Barbara Caspers

Personal information
- Nationality: Australia

Medal record
Shooting
Paralympic Games
| Gold medal – first place | 1980 Arnhem | Mixed Air Rifle Kneeling 1A–1C |
| Silver medal – second place | 1980 Arnhem | Mixed Air Rifle 3 Positions 1A–1C |
| Bronze medal – third place | 1980 Arnhem | Mixed Air Rifle Standing 1A–1C |
| Gold medal – first place | 1984 New York/Stoke Mandeville | Women's Air Rifle Kneeling 1A–1C |
| Gold medal – first place | 1984 New York/Stoke Mandeville | Women's Air Rifle Prone 1A–1C |
| Gold medal – first place | 1984 New York/Stoke Mandeville | Women's Air Rifle Standing 1A–1C |
| Gold medal – first place | 1984 New York/Stoke Mandeville | Mixed Air Rifle 3 Positions 1A–1C |

= Barbara Caspers =

Australian Paralympic shooter

Barbara Caspers is an Australian Paralympic shooter.
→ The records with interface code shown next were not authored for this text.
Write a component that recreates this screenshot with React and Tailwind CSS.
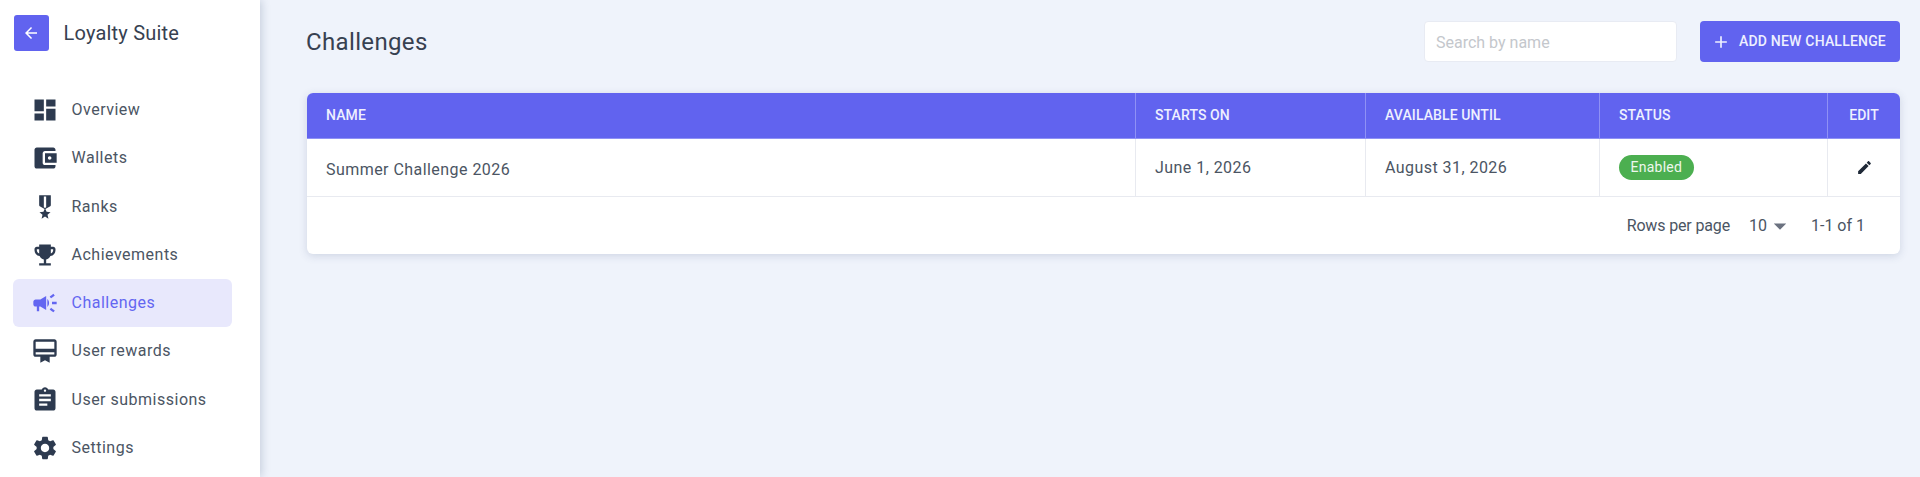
const roboto = { fontFamily: 'Roboto, sans-serif' }

function Icon({ d, className = 'w-7 h-7' }) {
  return (
    <svg viewBox="0 0 24 24" fill="currentColor" className={`shrink-0 ${className}`}>
      <path d={d} />
    </svg>
  )
}

const navItems = [
  { label: 'Overview', d: 'M3 13h8V3H3v10zm0 8h8v-6H3v6zm10 0h8V11h-8v10zm0-18v6h8V3h-8z' },
  { label: 'Wallets', d: 'M21 18v1c0 1.1-.9 2-2 2H5c-1.11 0-2-.9-2-2V5c0-1.1.89-2 2-2h14c1.1 0 2 .9 2 2v1h-9c-1.11 0-2 .9-2 2v8c0 1.1.89 2 2 2h9zm-9-2h10V8H12v8zm4-2.5c-.83 0-1.5-.67-1.5-1.5s.67-1.5 1.5-1.5 1.5.67 1.5 1.5-.67 1.5-1.5 1.5z' },
  { label: 'Ranks', d: 'M17 10.43V2H7v8.43c0 .35.18.68.49.86l4.18 2.51-.99 2.34-3.41.29 2.59 2.24L9.07 22 12 20.23 14.93 22l-.78-3.33 2.59-2.24-3.41-.29-.99-2.34 4.18-2.51c.3-.18.48-.5.48-.86zm-4 1.8l-1 .6-1-.6V3h2v9.23z' },
  { label: 'Achievements', d: 'M19 5h-2V3H7v2H5c-1.1 0-2 .9-2 2v1c0 2.55 1.92 4.63 4.39 4.94.63 1.5 1.98 2.63 3.61 2.96V19H7v2h10v-2h-4v-3.1c1.63-.33 2.98-1.46 3.61-2.96C19.08 12.63 21 10.55 21 8V7c0-1.1-.9-2-2-2zM5 8V7h2v3.82C5.84 10.4 5 9.3 5 8zm14 0c0 1.3-.84 2.4-2 2.82V7h2v1z' },
  { label: 'Challenges', active: true, d: 'M18 11v2h4v-2h-4zm-2 6.61c.96.71 2.21 1.65 3.2 2.39.4-.53.8-1.07 1.2-1.6-.99-.74-2.24-1.68-3.2-2.4-.4.54-.8 1.08-1.2 1.61zM20.4 5.6c-.4-.53-.8-1.07-1.2-1.6-.99.74-2.24 1.68-3.2 2.4.4.53.8 1.07 1.2 1.6.96-.72 2.21-1.65 3.2-2.4zM4 9c-1.1 0-2 .9-2 2v2c0 1.1.9 2 2 2h1v4h2v-4h1l5 3V6L8 9H4zm11.5 3c0-1.33-.58-2.53-1.5-3.35v6.69c.92-.81 1.5-2.01 1.5-3.34z' },
  { label: 'User rewards', d: 'M20 2H4c-1.11 0-2 .89-2 2v11c0 1.11.89 2 2 2h4v5l4-2 4 2v-5h4c1.11 0 2-.89 2-2V4c0-1.11-.89-2-2-2zm0 13H4v-2h16v2zm0-5H4V4h16v6z' },
  { label: 'User submissions', d: 'M19 3h-4.18C14.4 1.84 13.3 1 12 1c-1.3 0-2.4.84-2.82 2H5c-1.1 0-2 .9-2 2v14c0 1.1.9 2 2 2h14c1.1 0 2-.9 2-2V5c0-1.1-.9-2-2-2zm-7 0c.55 0 1 .45 1 1s-.45 1-1 1-1-.45-1-1 .45-1 1-1zm2 14H7v-2h7v2zm3-4H7v-2h10v2zm0-4H7V7h10v2z' },
  { label: 'Settings', d: 'M19.14 12.94c.04-.3.06-.61.06-.94 0-.32-.02-.64-.07-.94l2.03-1.58c.18-.14.23-.41.12-.61l-1.92-3.32c-.12-.22-.37-.29-.59-.22l-2.39.96c-.5-.38-1.03-.7-1.62-.94l-.36-2.54c-.04-.24-.24-.41-.48-.41h-3.84c-.24 0-.43.17-.47.41l-.36 2.54c-.59.24-1.13.57-1.62.94l-2.39-.96c-.22-.08-.47 0-.59.22L2.74 8.87c-.12.21-.08.47.12.61l2.03 1.58c-.05.3-.09.63-.09.94s.02.64.07.94l-2.03 1.58c-.18.14-.23.41-.12.61l1.92 3.32c.12.22.37.29.59.22l2.39-.96c.5.38 1.03.7 1.62.94l.36 2.54c.05.24.24.41.48.41h3.84c.24 0 .44-.17.47-.41l.36-2.54c.59-.24 1.13-.56 1.62-.94l2.39.96c.22.08.47 0 .59-.22l1.92-3.32c.12-.22.07-.47-.12-.61l-2.01-1.58zM12 15.6c-1.98 0-3.6-1.62-3.6-3.6s1.62-3.6 3.6-3.6 3.6 1.62 3.6 3.6-1.62 3.6-3.6 3.6z' },
]

function Sidebar() {
  return (
    <aside className="w-[260px] shrink-0 h-full bg-white shadow-[2px_0_8px_rgba(60,80,120,0.22)] z-10 pl-[13px] pr-[28px] pt-[15px]">
      <div className="flex items-center gap-[15px] h-[35px]">
        <button className="ml-[0.5px] w-[35px] h-[36px] rounded-[3px] bg-[#6163ef] text-white flex items-center justify-center">
          <Icon className="w-[18px] h-[18px]" d="M20 11H7.83l5.59-5.59L12 4l-8 8 8 8 1.41-1.41L7.83 13H20v-2z" />
        </button>
        <span className="text-[20px] tracking-[0.2px] text-[#374151]">Loyalty Suite</span>
      </div>
      <nav className="mt-[36px] flex flex-col gap-[0.3px]">
        {navItems.map((item) => (
          <div
            key={item.label}
            className={`flex items-center h-[48px] rounded-[6px] pl-[18px] ${item.active ? 'bg-[#e8e8fc] text-[#6366f1]' : 'text-[#2d3a4f]'}`}
          >
            <Icon d={item.d} />
            <span className={`ml-[12.5px] text-[16px] tracking-[0.5px] ${item.active ? '' : 'text-[#4b5563]'}`}>{item.label}</span>
          </div>
        ))}
      </nav>
    </aside>
  )
}

const gridCols = 'grid grid-cols-[829px_230px_234px_228px_72px]'

function HeaderCell({ children, last }) {
  return (
    <div className={`flex items-center px-[19px] text-[14px] font-medium tracking-[0.1px] text-[#eef0ff] ${last ? 'justify-center px-0' : 'border-r border-[#8f91f5]'}`}>
      {children}
    </div>
  )
}

function BodyCell({ children, last, className = '' }) {
  return (
    <div className={`flex items-center px-[19px] text-[16px] tracking-[0.45px] text-[#4b5563] ${last ? 'justify-center' : 'border-r border-[#e8eaf0]'} ${className}`}>
      {children}
    </div>
  )
}

function ChallengesTable() {
  return (
    <div className="mt-[31px] rounded-[6px] bg-white overflow-hidden shadow-[0_2px_8px_rgba(60,80,120,0.18)]">
      <div className={`${gridCols} h-[46px] bg-[#6163ef] border-b border-[#8f91f5]`}>
        <HeaderCell>NAME</HeaderCell>
        <HeaderCell>STARTS ON</HeaderCell>
        <HeaderCell>AVAILABLE UNTIL</HeaderCell>
        <HeaderCell>STATUS</HeaderCell>
        <HeaderCell last>EDIT</HeaderCell>
      </div>
      <div className={`${gridCols} h-[58px] border-b border-[#e8eaf0]`}>
        <BodyCell className="pt-[4px]">Summer Challenge 2026</BodyCell>
        <BodyCell>June 1, 2026</BodyCell>
        <BodyCell>August 31, 2026</BodyCell>
        <BodyCell>
          <span className="h-[25px] px-[11.5px] rounded-full bg-[#4caf50] text-[#eef7ee] text-[14px] tracking-[0.25px] flex items-center">Enabled</span>
        </BodyCell>
        <BodyCell last>
          <Icon className="w-[17px] h-[17px] text-[#1f2937]" d="M3 17.25V21h3.75L17.81 9.94l-3.75-3.75L3 17.25zM20.71 7.04c.39-.39.39-1.02 0-1.41l-2.34-2.34c-.39-.39-1.02-.39-1.41 0l-1.83 1.83 3.75 3.75 1.83-1.83z" />
        </BodyCell>
      </div>
      <div className="h-[57px] flex items-center justify-end pr-[35px] text-[16px] text-[#4b5563]">
        <span className="tracking-[-0.15px]">Rows per page</span>
        <span className="ml-[19px]">10</span>
        <Icon className="w-[30px] h-[30px] text-[#6b7280] -ml-[2px]" d="M7 10l5 5 5-5z" />
        <span className="ml-[16px]">1-1 of 1</span>
      </div>
    </div>
  )
}

export default function App() {
  return (
    <div className="flex h-screen overflow-hidden bg-[#eff3fb]" style={roboto}>
      <Sidebar />
      <main className="flex-1 min-w-0 pl-[47px] pr-[20px] pt-[21px]">
        <div className="flex items-center h-[41px]">
          <h1 className="-ml-[1px] text-[24px] tracking-[0.35px] text-[#374151]">Challenges</h1>
          <input
            placeholder="Search by name"
            className="ml-auto w-[253px] h-[41px] rounded-[4px] bg-white border border-[#e8ebf3] px-[11px] pt-[1px] text-[16px] placeholder:text-[#c4c7cc] outline-none"
          />
          <button className="ml-[23px] w-[200px] h-[41px] rounded-[4px] bg-[#6163ef] text-[#eef0ff] text-[14px] tracking-[0.2px] font-medium flex items-center pl-[11px]">
            <Icon className="w-[20px] h-[20px]" d="M19 13h-6v6h-2v-6H5v-2h6V5h2v6h6v2z" />
            <span className="ml-[8px]">ADD NEW CHALLENGE</span>
          </button>
        </div>
        <ChallengesTable />
      </main>
    </div>
  )
}
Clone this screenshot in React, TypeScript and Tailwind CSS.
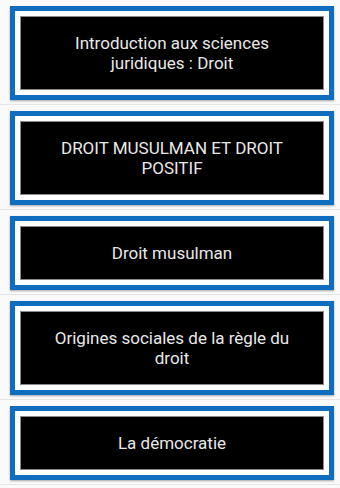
const chapters = [
  "Introduction aux sciences juridiques : Droit",
  "DROIT MUSULMAN ET DROIT POSITIF",
  "Droit musulman",
  "Origines sociales de la règle du droit",
  "La démocratie",
];

function ChapterCard({ title }: { title: string }) {
  return (
    <div className="ml-[10px] mr-[6px] border-[5px] border-[#0f6dbf] bg-white p-[5px] shadow-[0_1px_2px_rgba(0,0,0,0.35)]">
      <div className="border border-[#8a8a8a] bg-black px-5 py-4 text-center text-[17px] leading-5 text-[#e8e8e8]">
        {title}
      </div>
    </div>
  );
}

export default function App() {
  return (
    <div className="h-[488px] overflow-hidden bg-[#fafafa] font-['Roboto',sans-serif]">
      {chapters.map((title) => (
        <div key={title} className="border-b border-[#e4e4e4] pt-[6px] pb-[4px]">
          <ChapterCard title={title} />
        </div>
      ))}
    </div>
  );
}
At the 1980 Arnhem Games, she won a gold medal in the Mixed Air Rifle Kneeling 1A–1C event, a silver medal in the Mixed Air Rifle 3 Positions 1A–1C event, and a bronze medal in the Mixed Air Rifle Standing 1A–1C event. At the 1984 New York/Stoke Mandeville Games, she won four gold medals in the Women's Air Rifle Kneeling 1A–1C, Women's Air Rifle Prone 1A–1C, Women's Air Rifle Standing 1A–1C, and Mixed Air Rifle 3 Positions 1A–1C events. She competed but did not win any medals at the 1988 Seoul Games.